-- start --
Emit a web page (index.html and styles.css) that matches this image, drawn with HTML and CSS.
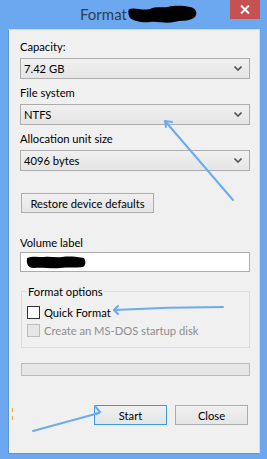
FILE: index.html
```
<!DOCTYPE html>
<html lang="en">
<head>
    <meta charset="UTF-8">
    <meta name="viewport" content="width=device-width, initial-scale=1.0">
    <title>Format</title>
    <link rel="stylesheet" href="styles.css">
</head>
<body>
    <div class="window">
        <div class="titlebar">
            <div class="title">
                <span class="title-text">Format</span>
                <svg class="scribble" width="70" height="19" viewBox="0 0 70 19">
                    <path d="M1 4 C8 2 14 6 22 4 C28 1 34 3 40 2 C48 0 56 1 62 2 C68 3 70 8 67 12 C62 17 52 15 46 17 C38 19 30 16 22 17 C14 18 6 16 2 13 C0 10 0 6 1 4 Z" fill="#000"/>
                </svg>
            </div>
            <div class="close-btn">
                <svg width="10" height="9" viewBox="0 0 10 9">
                    <path d="M1 0.5 L9 8.5 M9 0.5 L1 8.5" stroke="#fff" stroke-width="2"/>
                </svg>
            </div>
        </div>

        <div class="client">
            <div class="field">
                <div class="field-label">Capacity:</div>
                <div class="combo">
                    <span>7.42 GB</span>
                    <svg class="chevron" width="8" height="5" viewBox="0 0 8 5"><path d="M0.5 0.5 L4 4 L7.5 0.5" stroke="#555" stroke-width="1.6" fill="none"/></svg>
                </div>
            </div>
            <div class="field">
                <div class="field-label">File system</div>
                <div class="combo">
                    <span>NTFS</span>
                    <svg class="chevron" width="8" height="5" viewBox="0 0 8 5"><path d="M0.5 0.5 L4 4 L7.5 0.5" stroke="#555" stroke-width="1.6" fill="none"/></svg>
                </div>
            </div>
            <div class="field">
                <div class="field-label">Allocation unit size</div>
                <div class="combo">
                    <span>4096 bytes</span>
                    <svg class="chevron" width="8" height="5" viewBox="0 0 8 5"><path d="M0.5 0.5 L4 4 L7.5 0.5" stroke="#555" stroke-width="1.6" fill="none"/></svg>
                </div>
            </div>

            <div class="btn restore-btn">Restore device defaults</div>

            <div class="volume-label">Volume label</div>
            <div class="text-input">
                <svg width="60" height="14" viewBox="0 0 60 14">
                    <path d="M1 3 C6 1 12 2 18 2 C24 1 30 3 36 2 C44 1 52 2 58 3 C60 6 60 10 57 12 C50 13 42 12 34 13 C26 14 16 12 8 13 C3 13 0 10 1 3 Z" fill="#000"/>
                </svg>
            </div>

            <fieldset class="options">
                <legend>Format options</legend>
                <div class="check-row">
                    <span class="checkbox"></span>
                    <span>Quick Format</span>
                </div>
                <div class="check-row disabled">
                    <span class="checkbox"></span>
                    <span>Create an MS-DOS startup disk</span>
                </div>
            </fieldset>

            <div class="progress"></div>

            <div class="actions">
                <div class="btn action-btn default">Start</div>
                <div class="btn action-btn">Close</div>
            </div>
        </div>

        <!-- annotation arrows drawn over the dialog -->
        <svg class="annotations" width="267" height="459" viewBox="0 0 267 459">
            <g stroke="#6aacf2" stroke-width="2" fill="none" stroke-linecap="round">
                <path d="M233 200 L165 121"/>
                <path d="M165 121 L172 122 M165 121 L166 127"/>
                <path d="M223 307 C190 307 150 308 114 310"/>
                <path d="M114 310 L118 306 M114 310 L118 314"/>
                <path d="M33 431 L99 413"/>
                <path d="M95 406 L100 412 L96 414"/>
            </g>
            <g stroke="#f0a040" stroke-width="1">
                <path d="M12.5 408 V412 M12.5 416 V420"/>
            </g>
        </svg>
    </div>
</body>
</html>
```

FILE: styles.css
```
* {
    box-sizing: border-box;
}

body {
    margin: 0;
    background: #6ca8ef;
    font-family: Lato, "Liberation Sans", sans-serif;
    font-size: 11.2px;
    color: #000;
}

.window {
    position: relative;
    width: 267px;
    height: 459px;
}

.titlebar {
    height: 29px;
    display: flex;
    align-items: flex-start;
}

.title {
    display: flex;
    align-items: center;
    margin-left: 80px;
    margin-top: 5px;
}

.title-text {
    font-size: 15px;
    line-height: 19px;
    color: #2e3f55;
}

.scribble {
    margin-left: 1px;
}

.close-btn {
    margin-left: auto;
    margin-right: 7px;
    width: 30px;
    height: 19px;
    background: #c75050;
    display: flex;
    justify-content: center;
    align-items: center;
}

.client {
    margin-left: 8px;
    width: 252px;
    height: 425px;
    background: #f0f0f0;
    border: 1px solid #dadada;
    border-left-color: #5a95da;
    border-bottom-color: #5a95da;
    padding: 9px 9px 0 11px;
}

.field {
    margin-bottom: 6px;
}

.field-label {
    line-height: 15px;
    margin-bottom: 4px;
}

.combo {
    height: 21px;
    border: 1px solid #acacac;
    background: linear-gradient(to bottom, #f0f0f0, #e5e5e5);
    display: flex;
    align-items: center;
    justify-content: space-between;
    padding: 0 7px 0 3px;
}

.btn {
    height: 20px;
    border: 1px solid #acacac;
    background: linear-gradient(to bottom, #f0f0f0, #e5e5e5);
    display: flex;
    align-items: center;
    justify-content: center;
}

.restore-btn {
    width: 133px;
    margin: 22px 0 0 1px;
}

.volume-label {
    line-height: 15px;
    margin: 22px 0 2px;
}

.text-input {
    height: 20px;
    background: #fff;
    border: 1px solid #acacac;
    display: flex;
    align-items: center;
    padding-left: 5px;
}

.options {
    margin: 12px 0 0 1px;
    width: 229px;
    border: 1px solid #dcdcdc;
    padding: 4px 5px 8px;
}

.options legend {
    padding: 0 1px;
    line-height: 15px;
}

.check-row {
    height: 18px;
    display: flex;
    align-items: center;
    gap: 4px;
}

.checkbox {
    width: 13px;
    height: 13px;
    border: 1px solid #333;
    background: #fff;
}

.check-row.disabled {
    color: #8d8d8d;
}

.check-row.disabled .checkbox {
    border-color: #bcbcbc;
    background: #e6e6e6;
}

.progress {
    margin: 15px 0 0 1px;
    width: 229px;
    height: 13px;
    border: 1px solid #bcbcbc;
    background: #e6e6e6;
}

.actions {
    display: flex;
    justify-content: flex-end;
    gap: 8px;
    margin-top: 29px;
    padding-right: 2px;
}

.action-btn {
    width: 73px;
}

.action-btn.default {
    border-color: #3c98ea;
}

.annotations {
    position: absolute;
    top: 0;
    left: 0;
    pointer-events: none;
}
```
-- end --
- [Written request]
Give an exact copy of the material, leaving out every picture.

- [Task result]
Emit a web page (index.html and styles.css) that matches this image, drawn with HTML and CSS.
FILE: index.html
```
<!DOCTYPE html>
<html lang="en">
<head>
    <meta charset="UTF-8">
    <meta name="viewport" content="width=device-width, initial-scale=1.0">
    <title>Format</title>
    <link rel="stylesheet" href="styles.css">
</head>
<body>
    <div class="window">
        <div class="titlebar">
            <div class="title">
                <span class="title-text">Format</span>
                <svg class="scribble" width="70" height="19" viewBox="0 0 70 19">
                    <path d="M1 4 C8 2 14 6 22 4 C28 1 34 3 40 2 C48 0 56 1 62 2 C68 3 70 8 67 12 C62 17 52 15 46 17 C38 19 30 16 22 17 C14 18 6 16 2 13 C0 10 0 6 1 4 Z" fill="#000"/>
                </svg>
            </div>
            <div class="close-btn">
                <svg width="10" height="9" viewBox="0 0 10 9">
                    <path d="M1 0.5 L9 8.5 M9 0.5 L1 8.5" stroke="#fff" stroke-width="2"/>
                </svg>
            </div>
        </div>

        <div class="client">
            <div class="field">
                <div class="field-label">Capacity:</div>
                <div class="combo">
                    <span>7.42 GB</span>
                    <svg class="chevron" width="8" height="5" viewBox="0 0 8 5"><path d="M0.5 0.5 L4 4 L7.5 0.5" stroke="#555" stroke-width="1.6" fill="none"/></svg>
                </div>
            </div>
            <div class="field">
                <div class="field-label">File system</div>
                <div class="combo">
                    <span>NTFS</span>
                    <svg class="chevron" width="8" height="5" viewBox="0 0 8 5"><path d="M0.5 0.5 L4 4 L7.5 0.5" stroke="#555" stroke-width="1.6" fill="none"/></svg>
                </div>
            </div>
            <div class="field">
                <div class="field-label">Allocation unit size</div>
                <div class="combo">
                    <span>4096 bytes</span>
                    <svg class="chevron" width="8" height="5" viewBox="0 0 8 5"><path d="M0.5 0.5 L4 4 L7.5 0.5" stroke="#555" stroke-width="1.6" fill="none"/></svg>
                </div>
            </div>

            <div class="btn restore-btn">Restore device defaults</div>

            <div class="volume-label">Volume label</div>
            <div class="text-input">
                <svg width="60" height="14" viewBox="0 0 60 14">
                    <path d="M1 3 C6 1 12 2 18 2 C24 1 30 3 36 2 C44 1 52 2 58 3 C60 6 60 10 57 12 C50 13 42 12 34 13 C26 14 16 12 8 13 C3 13 0 10 1 3 Z" fill="#000"/>
                </svg>
            </div>

            <fieldset class="options">
                <legend>Format options</legend>
                <div class="check-row">
                    <span class="checkbox"></span>
                    <span>Quick Format</span>
                </div>
                <div class="check-row disabled">
                    <span class="checkbox"></span>
                    <span>Create an MS-DOS startup disk</span>
                </div>
            </fieldset>

            <div class="progress"></div>

            <div class="actions">
                <div class="btn action-btn default">Start</div>
                <div class="btn action-btn">Close</div>
            </div>
        </div>

        <!-- annotation arrows drawn over the dialog -->
        <svg class="annotations" width="267" height="459" viewBox="0 0 267 459">
            <g stroke="#6aacf2" stroke-width="2" fill="none" stroke-linecap="round">
                <path d="M233 200 L165 121"/>
                <path d="M165 121 L172 122 M165 121 L166 127"/>
                <path d="M223 307 C190 307 150 308 114 310"/>
                <path d="M114 310 L118 306 M114 310 L118 314"/>
                <path d="M33 431 L99 413"/>
                <path d="M95 406 L100 412 L96 414"/>
            </g>
            <g stroke="#f0a040" stroke-width="1">
                <path d="M12.5 408 V412 M12.5 416 V420"/>
            </g>
        </svg>
    </div>
</body>
</html>
```

FILE: styles.css
```
* {
    box-sizing: border-box;
}

body {
    margin: 0;
    background: #6ca8ef;
    font-family: Lato, "Liberation Sans", sans-serif;
    font-size: 11.2px;
    color: #000;
}

.window {
    position: relative;
    width: 267px;
    height: 459px;
}

.titlebar {
    height: 29px;
    display: flex;
    align-items: flex-start;
}

.title {
    display: flex;
    align-items: center;
    margin-left: 80px;
    margin-top: 5px;
}

.title-text {
    font-size: 15px;
    line-height: 19px;
    color: #2e3f55;
}

.scribble {
    margin-left: 1px;
}

.close-btn {
    margin-left: auto;
    margin-right: 7px;
    width: 30px;
    height: 19px;
    background: #c75050;
    display: flex;
    justify-content: center;
    align-items: center;
}

.client {
    margin-left: 8px;
    width: 252px;
    height: 425px;
    background: #f0f0f0;
    border: 1px solid #dadada;
    border-left-color: #5a95da;
    border-bottom-color: #5a95da;
    padding: 9px 9px 0 11px;
}

.field {
    margin-bottom: 6px;
}

.field-label {
    line-height: 15px;
    margin-bottom: 4px;
}

.combo {
    height: 21px;
    border: 1px solid #acacac;
    background: linear-gradient(to bottom, #f0f0f0, #e5e5e5);
    display: flex;
    align-items: center;
    justify-content: space-between;
    padding: 0 7px 0 3px;
}

.btn {
    height: 20px;
    border: 1px solid #acacac;
    background: linear-gradient(to bottom, #f0f0f0, #e5e5e5);
    display: flex;
    align-items: center;
    justify-content: center;
}

.restore-btn {
    width: 133px;
    margin: 22px 0 0 1px;
}

.volume-label {
    line-height: 15px;
    margin: 22px 0 2px;
}

.text-input {
    height: 20px;
    background: #fff;
    border: 1px solid #acacac;
    display: flex;
    align-items: center;
    padding-left: 5px;
}

.options {
    margin: 12px 0 0 1px;
    width: 229px;
    border: 1px solid #dcdcdc;
    padding: 4px 5px 8px;
}

.options legend {
    padding: 0 1px;
    line-height: 15px;
}

.check-row {
    height: 18px;
    display: flex;
    align-items: center;
    gap: 4px;
}

.checkbox {
    width: 13px;
    height: 13px;
    border: 1px solid #333;
    background: #fff;
}

.check-row.disabled {
    color: #8d8d8d;
}

.check-row.disabled .checkbox {
    border-color: #bcbcbc;
    background: #e6e6e6;
}

.progress {
    margin: 15px 0 0 1px;
    width: 229px;
    height: 13px;
    border: 1px solid #bcbcbc;
    background: #e6e6e6;
}

.actions {
    display: flex;
    justify-content: flex-end;
    gap: 8px;
    margin-top: 29px;
    padding-right: 2px;
}

.action-btn {
    width: 73px;
}

.action-btn.default {
    border-color: #3c98ea;
}

.annotations {
    position: absolute;
    top: 0;
    left: 0;
    pointer-events: none;
}
```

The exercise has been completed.